Hereditry With Hoyts Cinemas
I've been dying to see the new horror movie Hereditry since the trailer dropped back in January. Unaware that I had to wait almost six months for it to come out in Australia, I created so much hype around this film to my friends that when we were finally able to score tickets it was the dubbed the "elusive and mysterious" horror movie of the year.
It certainly lives up to the title. Because damn it was mysterious.
Starring Australia's own Toni Colette along with a cast of relative unknowns of Gabriel Byrne, Alex Wolff and Milley Shapiro, Hereditry follows the Graham family who begin to unravel crytpic and increasingly terrifying secrets about their ancestry after their grandmother passes away.
But this tale is just the beginning and the death of the grandmother actually pales in comparison to the events in the movie. What appears to be a regular out-of-the-box haunting horror movie takes many twists and turns that you really don't see coming and actually left me quite shocked throughout the movie.
So cudos! You actually managed to surprised this seasoned horror movie buff.
The movie chronicles grief in a very real way, but from the get-go you find yourself trying to guess the secrets of the possible haunting. The early parts of the movie are peppered with very odd behaviours and sentances uttered by the characters that could be easily missed, but point towards a sinister secret (such as Toni Colette's chartacter of Annie telling her daughter Charli, "Your grandmother didn't want me to feed you when you were a baby because she wanted to feed you" - a throwaway line perhaps, but hints at something being very off with the grandmother).
Soon the movie descends into chaos and tensions build with a supernatural entity that quickly escalates into something entirely different and takes viewers off guard. My friend and I actually left the movie feeling quite strange and "dirty" almost in an unnerving ending to the mysterious family line.
The film is spooky, and crafted well despite it's questionable ending. It's filled with tension that is amplified by the sounds of Milley Shaprio's character of Charli's nervous habit of clicking her tongue - something that occurs regularly throughout the movie in the same affect as the silence in A Quiet Place has. The strangeness is also amplified with Toni Colette's character of Annie's almost obssesive recreation of her life in miniatures.
While the plotline certainly takes you on a terrifying journey, the real saviors of the movie are the main actors, who do an utmost astounding job. Toni Colette brings her A game once again to Annie's obviously disturbed demeanor and her scenes of grief in her bedroom are absolute perfection.
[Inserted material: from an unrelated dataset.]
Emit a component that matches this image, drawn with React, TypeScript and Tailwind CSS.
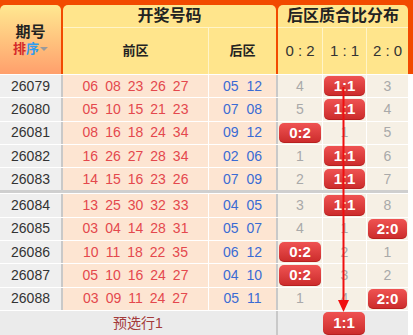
import React from 'react';

type Row = { id: string; front: string[]; back: string[]; dist: string[] };

const groups: Row[][] = [
  [
    { id: '26079', front: ['06', '08', '23', '26', '27'], back: ['05', '12'], dist: ['4', '1:1', '3'] },
    { id: '26080', front: ['05', '10', '15', '21', '23'], back: ['07', '08'], dist: ['5', '1:1', '4'] },
    { id: '26081', front: ['08', '16', '18', '24', '34'], back: ['09', '12'], dist: ['0:2', '1', '5'] },
    { id: '26082', front: ['16', '26', '27', '28', '34'], back: ['02', '06'], dist: ['1', '1:1', '6'] },
    { id: '26083', front: ['14', '15', '16', '23', '26'], back: ['07', '09'], dist: ['2', '1:1', '7'] },
  ],
  [
    { id: '26084', front: ['13', '25', '30', '32', '33'], back: ['04', '05'], dist: ['3', '1:1', '8'] },
    { id: '26085', front: ['03', '04', '14', '28', '31'], back: ['05', '07'], dist: ['4', '1', '2:0'] },
    { id: '26086', front: ['10', '11', '18', '22', '35'], back: ['06', '12'], dist: ['0:2', '2', '1'] },
    { id: '26087', front: ['05', '10', '16', '24', '27'], back: ['04', '10'], dist: ['0:2', '3', '2'] },
    { id: '26088', front: ['03', '09', '11', '24', '27'], back: ['05', '11'], dist: ['1', '4', '2:0'] },
  ],
];

const Badge: React.FC<{ text: string }> = ({ text }) => (
  <div className="m-[1px] flex-1 self-stretch rounded-[5px] bg-linear-to-b from-[#ef5252] to-[#cb2a2a] text-white font-bold text-[15px] flex items-center justify-center shadow-[inset_0_-1px_0_rgba(120,0,0,0.25)]">
    {text}
  </div>
);

const DistCell: React.FC<{ value: string; className: string }> = ({ value, className }) => (
  <div className={`${className} flex items-center justify-center text-[14px] text-[#a9a9a9]`}>
    {value.includes(':') ? <Badge text={value} /> : value}
  </div>
);

const distCls = [
  'w-[46px] border-l-2 border-[#c9c9c9]',
  'w-[44px] border-l border-white',
  'w-[42px] border-l border-white',
];

const DataRow: React.FC<{ row: Row }> = ({ row }) => (
  <div className="flex h-[23.3px] border-t border-white">
    <div className="w-[63px] border-r-2 border-[#c9c9c9] bg-[#efefef] text-[#333] text-[14px] flex items-center justify-center">
      {row.id}
    </div>
    <div className="w-[145px] bg-[#fde5d2] text-[#e4484d] text-[14px] flex items-center justify-center gap-[7px]">
      {row.front.map((n, i) => (
        <span key={i}>{n}</span>
      ))}
    </div>
    <div className="w-[68px] border-l border-white bg-[#fde5d2] text-[#3a6bd4] text-[14px] flex items-center justify-center gap-[8px]">
      {row.back.map((n, i) => (
        <span key={i}>{n}</span>
      ))}
    </div>
    <div className="flex bg-[#f6f0e5]">
      {row.dist.map((d, i) => (
        <DistCell key={i} value={d} className={distCls[i]} />
      ))}
    </div>
  </div>
);

export default function App() {
  return (
    <div
      className="relative w-[413px] h-[335px] overflow-hidden bg-white"
      style={{ fontFamily: '"Liberation Sans", Arial, "Noto Sans CJK SC", sans-serif' }}
    >
      {/* header */}
      <div className="flex h-[74px] bg-[#f24a00] pt-[5px]">
        <div className="w-[61px] rounded-t-[5px] bg-linear-to-b from-[#ffe891] to-[#ff9f6c] flex flex-col items-center justify-center gap-[3px]">
          <div className="font-bold text-[15px] text-[#222] leading-none">期号</div>
          <div className="flex items-center text-[13px] font-bold leading-none">
            <span className="text-[#d42a2a]">排</span>
            <span className="text-[#2f9cf0]">序</span>
            <span className="ml-[1px] border-x-[4px] border-t-[4px] border-x-transparent border-t-[#9a9a9a]" />
          </div>
        </div>
        <div className="ml-[2px] w-[213px] rounded-t-[5px] bg-[#ffe58c] flex flex-col">
          <div className="h-[22px] flex items-center justify-center font-bold text-[16px] text-[#222]">开奖号码</div>
          <div className="flex flex-1 border-t border-[#fff4c8] text-[13px] font-bold text-[#222]">
            <div className="w-[145px] flex items-center justify-center">前区</div>
            <div className="flex-1 border-l border-[#fff4c8] flex items-center justify-center">后区</div>
          </div>
        </div>
        <div className="ml-[2px] w-[130px] rounded-t-[5px] bg-[#ffe58c] flex flex-col">
          <div className="h-[22px] flex items-center justify-center font-bold text-[16px] text-[#222]">后区质合比分布</div>
          <div className="flex flex-1 border-t border-[#fff4c8] text-[15px] text-[#333]">
            <div className="w-[44px] flex items-center justify-center">0 : 2</div>
            <div className="w-[44px] border-l border-[#fff4c8] flex items-center justify-center">1 : 1</div>
            <div className="flex-1 border-l border-[#fff4c8] flex items-center justify-center">2 : 0</div>
          </div>
        </div>
      </div>

      {/* body */}
      <div className="w-[408px]">
        {groups.map((g, gi) => (
          <div key={gi} className={gi > 0 ? 'border-t-[3px] border-[#cfcfcf]' : ''}>
            {g.map((r) => (
              <DataRow key={r.id} row={r} />
            ))}
          </div>
        ))}

        {/* footer */}
        <div className="flex h-[26px] bg-[#ebebeb] border-t border-white">
          <div className="w-[276px] flex items-center justify-center text-[14px] text-[#a33a3a]">预选行1</div>
          <div className="w-[46px] border-l-2 border-[#c9c9c9]" />
          <div className="w-[44px] flex items-center justify-center">
            <Badge text="1:1" />
          </div>
          <div className="w-[42px]" />
        </div>
      </div>

      {/* trend line */}
      <svg className="absolute left-0 top-0 pointer-events-none" width={413} height={335}>
        <line x1={343.5} y1={87} x2={343.5} y2={304} stroke="#f01010" strokeWidth={2} />
        <polygon points="338,300 349,300 343.5,312" fill="#f01010" />
      </svg>
    </div>
  );
}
Gabriel Bryne's character as the harrowed father simply trying to keep his family together in a time of earth-shattering grief is on pointe, and Alex Wolff's extreme guilt and shame drives the story with a different look in the mourning process.
Hereditry is as much of a drama plagued with sadness as it is a horror movie and an ambitious project that will keep you intrigued all the way through.
Hereditry is in Australian cinemas now.